Workers in nearly every major industry joined the strike – including coal, telecommunications, engineering, transportation, docks, and banking. Agricultural workers in the country are especially hard hit, and have been protesting the new anti-farmer laws since their passage by the right-wing government of Prime Minister Narendra Modi in September.

The Modi government, using COVID-19 as an excuse, has reacted to these protests with violence and widescale arrests.

The two-day strike occurred while hundreds of thousands of farmers from the country’s agriculturally-dominated states continued a march on the capital city of Delhi, blocking highways and demanding the government meet them in negotiations. While the general strike concluded after November 27, the farmers have indicated they will continue the ongoing action for as long as it takes to force the government to repeal its new agriculture laws. As of December 8, the farmers remain at the city’s borders as negotiations with the government continue. The movement has roused strong international support, with protests held at India’s embassies in multiple countries.
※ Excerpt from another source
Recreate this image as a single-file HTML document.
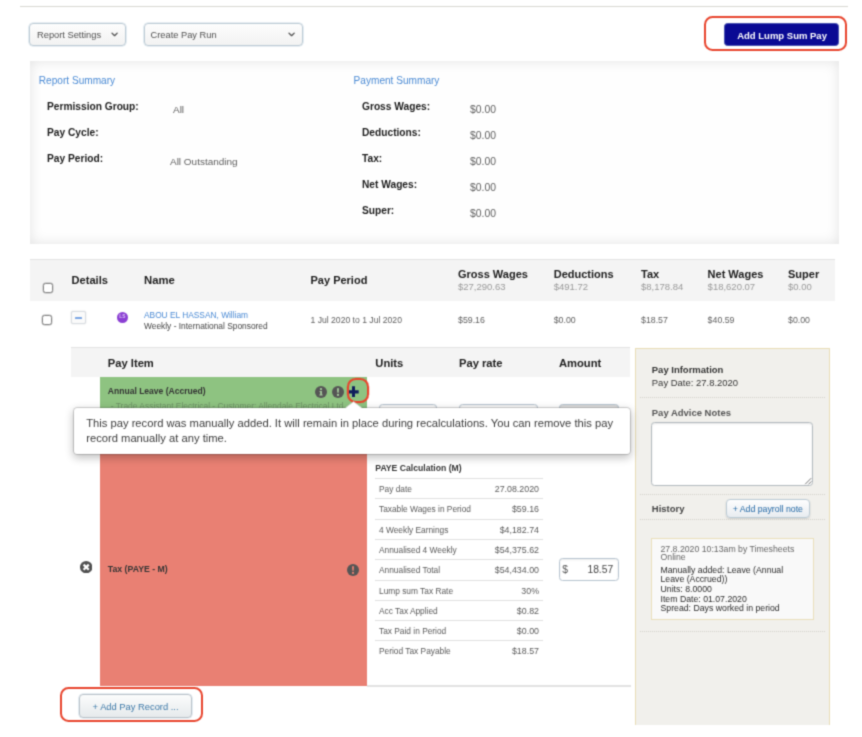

The united front of Indian trade unions and agricultural organizations released a joint charter of demands, which includes the repeal of the recently passed anti-worker and anti-farmer laws. The workers also demand greater protections for workers, an end to privatization in the public sector, and increases to minimum wage and pensions. 

“Despite the severe police actions across the country, workers enthusiastically participated in the strike. The recent labour law changes, including the new codes on social security, wages and industrial relations, should be revoked as they fall short of protecting fundamental principles and rights at work,” said Sanjay Vadhavkar, General Secretary of the Steel, Metal and Engineering Workers Federation of India (SMEFI). 

“On many aspects [the new laws] go against India’s commitments in the international human rights and labour rights forums. Mishandling of Covid-19 and anti-people economic policies pushed millions into misery,” Vadhavkar continued. “This strike and the joint action with farmers will send a strong message to government demanding workers’ and people-oriented policies.”